- **Given task**
What is the count of lines in the listing below that hold the string "Output"? Reply with that number alone.

/---

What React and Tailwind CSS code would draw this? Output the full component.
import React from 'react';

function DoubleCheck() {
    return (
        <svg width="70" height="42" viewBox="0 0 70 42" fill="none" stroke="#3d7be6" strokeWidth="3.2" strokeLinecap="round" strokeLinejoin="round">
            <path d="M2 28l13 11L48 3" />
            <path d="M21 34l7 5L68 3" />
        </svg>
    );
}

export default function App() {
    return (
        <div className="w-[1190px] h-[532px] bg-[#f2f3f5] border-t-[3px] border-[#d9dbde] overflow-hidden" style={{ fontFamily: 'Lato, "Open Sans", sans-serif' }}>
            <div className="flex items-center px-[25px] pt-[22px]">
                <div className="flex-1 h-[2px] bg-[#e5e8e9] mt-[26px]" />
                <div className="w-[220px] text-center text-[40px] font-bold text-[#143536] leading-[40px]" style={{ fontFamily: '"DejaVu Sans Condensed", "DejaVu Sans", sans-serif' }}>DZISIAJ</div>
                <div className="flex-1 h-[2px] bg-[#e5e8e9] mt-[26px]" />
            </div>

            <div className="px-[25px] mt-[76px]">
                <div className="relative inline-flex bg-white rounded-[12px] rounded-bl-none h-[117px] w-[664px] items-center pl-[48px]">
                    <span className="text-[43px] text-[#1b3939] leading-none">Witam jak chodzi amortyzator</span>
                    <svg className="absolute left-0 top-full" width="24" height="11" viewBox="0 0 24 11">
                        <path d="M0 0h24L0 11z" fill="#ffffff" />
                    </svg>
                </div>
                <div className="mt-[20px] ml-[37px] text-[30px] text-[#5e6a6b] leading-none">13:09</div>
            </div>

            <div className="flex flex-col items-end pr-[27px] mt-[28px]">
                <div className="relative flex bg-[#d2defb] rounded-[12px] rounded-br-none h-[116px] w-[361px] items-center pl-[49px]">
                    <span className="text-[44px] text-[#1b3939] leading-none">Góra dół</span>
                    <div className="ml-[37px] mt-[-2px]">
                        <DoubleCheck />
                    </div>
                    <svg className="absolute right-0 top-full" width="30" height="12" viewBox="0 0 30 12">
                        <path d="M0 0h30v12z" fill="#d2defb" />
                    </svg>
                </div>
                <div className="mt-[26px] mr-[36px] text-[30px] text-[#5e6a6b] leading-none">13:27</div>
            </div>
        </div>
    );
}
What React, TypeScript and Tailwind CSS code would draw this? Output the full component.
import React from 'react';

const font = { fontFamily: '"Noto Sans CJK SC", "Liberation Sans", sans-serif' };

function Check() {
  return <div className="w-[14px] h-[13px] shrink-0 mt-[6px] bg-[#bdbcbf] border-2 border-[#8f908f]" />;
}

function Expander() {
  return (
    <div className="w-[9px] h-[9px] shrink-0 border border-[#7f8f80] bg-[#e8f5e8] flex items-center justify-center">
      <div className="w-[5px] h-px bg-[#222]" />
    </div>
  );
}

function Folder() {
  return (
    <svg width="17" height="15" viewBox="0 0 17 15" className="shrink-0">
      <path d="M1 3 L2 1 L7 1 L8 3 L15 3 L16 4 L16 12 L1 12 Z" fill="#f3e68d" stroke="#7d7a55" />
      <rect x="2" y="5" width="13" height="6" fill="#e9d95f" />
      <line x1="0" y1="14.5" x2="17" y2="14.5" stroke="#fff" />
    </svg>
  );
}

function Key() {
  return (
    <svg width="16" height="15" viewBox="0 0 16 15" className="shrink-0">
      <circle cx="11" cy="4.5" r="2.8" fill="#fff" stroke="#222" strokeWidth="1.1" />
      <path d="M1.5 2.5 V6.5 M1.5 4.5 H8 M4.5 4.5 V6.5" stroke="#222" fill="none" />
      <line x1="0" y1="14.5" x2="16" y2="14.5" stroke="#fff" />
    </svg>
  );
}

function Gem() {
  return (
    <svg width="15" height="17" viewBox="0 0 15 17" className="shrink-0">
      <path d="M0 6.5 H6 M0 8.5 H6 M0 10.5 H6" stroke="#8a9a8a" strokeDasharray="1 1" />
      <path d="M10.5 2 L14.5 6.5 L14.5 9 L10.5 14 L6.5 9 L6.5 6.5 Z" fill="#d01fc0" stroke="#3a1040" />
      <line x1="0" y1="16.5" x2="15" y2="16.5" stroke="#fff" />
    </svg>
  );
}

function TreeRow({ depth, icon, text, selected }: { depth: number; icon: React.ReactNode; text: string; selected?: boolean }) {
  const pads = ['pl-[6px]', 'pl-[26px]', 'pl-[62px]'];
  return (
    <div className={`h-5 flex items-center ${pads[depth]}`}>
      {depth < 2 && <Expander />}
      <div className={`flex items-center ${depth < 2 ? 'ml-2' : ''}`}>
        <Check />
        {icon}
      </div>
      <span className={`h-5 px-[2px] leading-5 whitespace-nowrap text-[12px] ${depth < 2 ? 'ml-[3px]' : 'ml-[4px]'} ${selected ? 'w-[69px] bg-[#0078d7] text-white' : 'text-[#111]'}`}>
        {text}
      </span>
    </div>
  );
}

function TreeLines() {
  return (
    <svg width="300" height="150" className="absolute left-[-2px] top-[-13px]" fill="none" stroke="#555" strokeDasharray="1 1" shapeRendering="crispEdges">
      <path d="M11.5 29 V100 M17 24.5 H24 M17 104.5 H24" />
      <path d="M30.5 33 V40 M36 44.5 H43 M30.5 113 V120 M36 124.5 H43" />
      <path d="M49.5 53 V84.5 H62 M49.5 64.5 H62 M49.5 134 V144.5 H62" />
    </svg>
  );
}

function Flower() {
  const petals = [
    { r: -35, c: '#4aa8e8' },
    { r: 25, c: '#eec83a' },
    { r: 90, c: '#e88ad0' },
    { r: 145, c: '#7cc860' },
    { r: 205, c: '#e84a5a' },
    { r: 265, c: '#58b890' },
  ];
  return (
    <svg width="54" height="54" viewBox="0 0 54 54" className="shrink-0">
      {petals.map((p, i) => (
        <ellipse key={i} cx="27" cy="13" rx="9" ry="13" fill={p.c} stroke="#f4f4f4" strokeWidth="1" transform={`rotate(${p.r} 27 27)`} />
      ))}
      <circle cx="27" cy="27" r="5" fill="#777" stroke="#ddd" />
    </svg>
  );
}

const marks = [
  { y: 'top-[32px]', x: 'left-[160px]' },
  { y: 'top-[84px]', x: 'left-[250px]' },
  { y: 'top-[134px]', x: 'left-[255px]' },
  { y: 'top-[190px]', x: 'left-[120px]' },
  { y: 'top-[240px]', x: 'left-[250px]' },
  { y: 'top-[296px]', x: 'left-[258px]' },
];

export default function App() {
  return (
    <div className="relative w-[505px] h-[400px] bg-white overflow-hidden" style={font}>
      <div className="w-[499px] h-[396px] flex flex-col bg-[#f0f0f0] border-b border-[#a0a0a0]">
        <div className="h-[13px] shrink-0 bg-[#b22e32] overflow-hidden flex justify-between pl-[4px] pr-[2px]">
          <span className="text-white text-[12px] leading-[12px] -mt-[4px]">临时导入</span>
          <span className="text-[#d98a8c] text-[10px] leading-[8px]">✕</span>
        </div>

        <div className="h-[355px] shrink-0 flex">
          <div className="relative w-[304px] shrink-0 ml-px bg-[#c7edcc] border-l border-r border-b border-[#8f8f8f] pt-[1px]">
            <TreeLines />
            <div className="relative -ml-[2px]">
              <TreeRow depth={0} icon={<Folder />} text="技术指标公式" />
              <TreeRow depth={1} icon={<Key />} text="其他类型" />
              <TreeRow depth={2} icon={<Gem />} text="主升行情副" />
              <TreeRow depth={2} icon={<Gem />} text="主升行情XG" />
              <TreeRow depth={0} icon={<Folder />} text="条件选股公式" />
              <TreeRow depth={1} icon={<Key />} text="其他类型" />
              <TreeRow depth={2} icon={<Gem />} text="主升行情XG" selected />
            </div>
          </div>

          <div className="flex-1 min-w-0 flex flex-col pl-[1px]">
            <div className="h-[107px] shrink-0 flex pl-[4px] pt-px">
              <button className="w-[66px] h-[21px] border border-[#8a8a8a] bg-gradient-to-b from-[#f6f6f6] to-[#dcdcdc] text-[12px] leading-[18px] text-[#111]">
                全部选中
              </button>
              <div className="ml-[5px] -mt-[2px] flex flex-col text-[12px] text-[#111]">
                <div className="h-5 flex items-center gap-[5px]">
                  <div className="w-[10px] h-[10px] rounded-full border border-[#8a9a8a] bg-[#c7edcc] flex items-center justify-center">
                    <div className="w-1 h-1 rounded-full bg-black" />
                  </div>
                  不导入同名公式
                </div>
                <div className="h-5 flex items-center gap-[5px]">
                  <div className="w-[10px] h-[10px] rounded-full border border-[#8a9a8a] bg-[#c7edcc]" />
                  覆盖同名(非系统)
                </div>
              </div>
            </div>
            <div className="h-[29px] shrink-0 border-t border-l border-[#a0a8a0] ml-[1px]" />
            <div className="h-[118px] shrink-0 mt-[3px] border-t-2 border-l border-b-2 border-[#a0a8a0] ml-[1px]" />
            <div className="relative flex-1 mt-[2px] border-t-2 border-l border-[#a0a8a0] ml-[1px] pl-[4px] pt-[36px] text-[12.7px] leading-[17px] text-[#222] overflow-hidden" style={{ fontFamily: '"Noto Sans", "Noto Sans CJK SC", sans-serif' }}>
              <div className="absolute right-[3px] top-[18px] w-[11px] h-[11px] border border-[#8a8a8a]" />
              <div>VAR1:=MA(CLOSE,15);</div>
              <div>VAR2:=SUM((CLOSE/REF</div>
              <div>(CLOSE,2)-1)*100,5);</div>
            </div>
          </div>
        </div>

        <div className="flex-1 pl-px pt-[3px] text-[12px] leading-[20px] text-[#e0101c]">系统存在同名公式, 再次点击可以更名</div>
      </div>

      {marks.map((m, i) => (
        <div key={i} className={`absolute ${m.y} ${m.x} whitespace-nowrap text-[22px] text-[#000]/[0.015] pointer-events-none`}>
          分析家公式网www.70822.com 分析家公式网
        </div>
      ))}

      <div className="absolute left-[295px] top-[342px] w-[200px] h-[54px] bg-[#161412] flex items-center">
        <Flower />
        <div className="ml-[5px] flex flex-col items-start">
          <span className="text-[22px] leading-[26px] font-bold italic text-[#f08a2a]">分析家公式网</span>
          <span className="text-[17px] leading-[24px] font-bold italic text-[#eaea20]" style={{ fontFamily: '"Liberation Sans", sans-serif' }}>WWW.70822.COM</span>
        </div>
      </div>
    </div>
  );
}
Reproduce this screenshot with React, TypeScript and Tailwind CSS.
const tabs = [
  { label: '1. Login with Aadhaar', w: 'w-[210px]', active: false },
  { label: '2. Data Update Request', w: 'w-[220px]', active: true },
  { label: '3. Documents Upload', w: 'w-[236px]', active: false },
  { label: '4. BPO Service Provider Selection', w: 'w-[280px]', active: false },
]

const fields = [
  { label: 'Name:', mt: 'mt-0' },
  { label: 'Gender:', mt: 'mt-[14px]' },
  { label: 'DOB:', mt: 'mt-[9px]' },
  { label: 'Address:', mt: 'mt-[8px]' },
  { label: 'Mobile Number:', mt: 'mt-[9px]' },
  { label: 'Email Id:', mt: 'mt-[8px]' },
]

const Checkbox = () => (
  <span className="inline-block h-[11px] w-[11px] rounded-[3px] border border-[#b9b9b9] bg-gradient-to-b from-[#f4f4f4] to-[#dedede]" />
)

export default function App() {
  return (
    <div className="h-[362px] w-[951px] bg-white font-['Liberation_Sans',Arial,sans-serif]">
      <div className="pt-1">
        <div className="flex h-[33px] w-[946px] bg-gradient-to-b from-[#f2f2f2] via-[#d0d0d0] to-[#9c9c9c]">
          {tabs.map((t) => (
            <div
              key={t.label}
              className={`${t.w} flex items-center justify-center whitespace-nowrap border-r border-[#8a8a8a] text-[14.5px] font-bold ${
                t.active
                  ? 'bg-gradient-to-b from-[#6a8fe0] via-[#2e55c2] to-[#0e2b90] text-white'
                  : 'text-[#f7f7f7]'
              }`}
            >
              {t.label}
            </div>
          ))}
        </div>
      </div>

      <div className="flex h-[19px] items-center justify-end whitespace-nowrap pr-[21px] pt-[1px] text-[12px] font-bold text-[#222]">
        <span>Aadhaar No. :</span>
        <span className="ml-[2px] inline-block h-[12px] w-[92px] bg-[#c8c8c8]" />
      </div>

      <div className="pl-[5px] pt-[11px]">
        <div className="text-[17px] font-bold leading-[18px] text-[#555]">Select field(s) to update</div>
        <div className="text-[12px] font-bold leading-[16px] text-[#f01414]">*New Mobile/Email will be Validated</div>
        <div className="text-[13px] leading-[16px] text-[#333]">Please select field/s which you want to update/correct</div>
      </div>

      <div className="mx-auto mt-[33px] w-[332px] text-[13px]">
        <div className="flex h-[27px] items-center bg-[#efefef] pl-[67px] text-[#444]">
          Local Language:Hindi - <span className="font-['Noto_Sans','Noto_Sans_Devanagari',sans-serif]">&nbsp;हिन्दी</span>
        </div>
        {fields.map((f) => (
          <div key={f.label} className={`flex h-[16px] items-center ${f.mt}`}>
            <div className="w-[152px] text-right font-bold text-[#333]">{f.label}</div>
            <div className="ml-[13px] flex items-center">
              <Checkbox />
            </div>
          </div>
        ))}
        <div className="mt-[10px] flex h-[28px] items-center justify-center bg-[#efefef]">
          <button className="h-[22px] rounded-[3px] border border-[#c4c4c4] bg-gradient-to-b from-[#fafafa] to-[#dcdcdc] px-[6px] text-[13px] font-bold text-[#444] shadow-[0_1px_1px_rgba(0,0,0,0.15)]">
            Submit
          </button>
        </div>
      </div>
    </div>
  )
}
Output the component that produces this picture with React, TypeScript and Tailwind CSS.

\---

- **Finished task**
3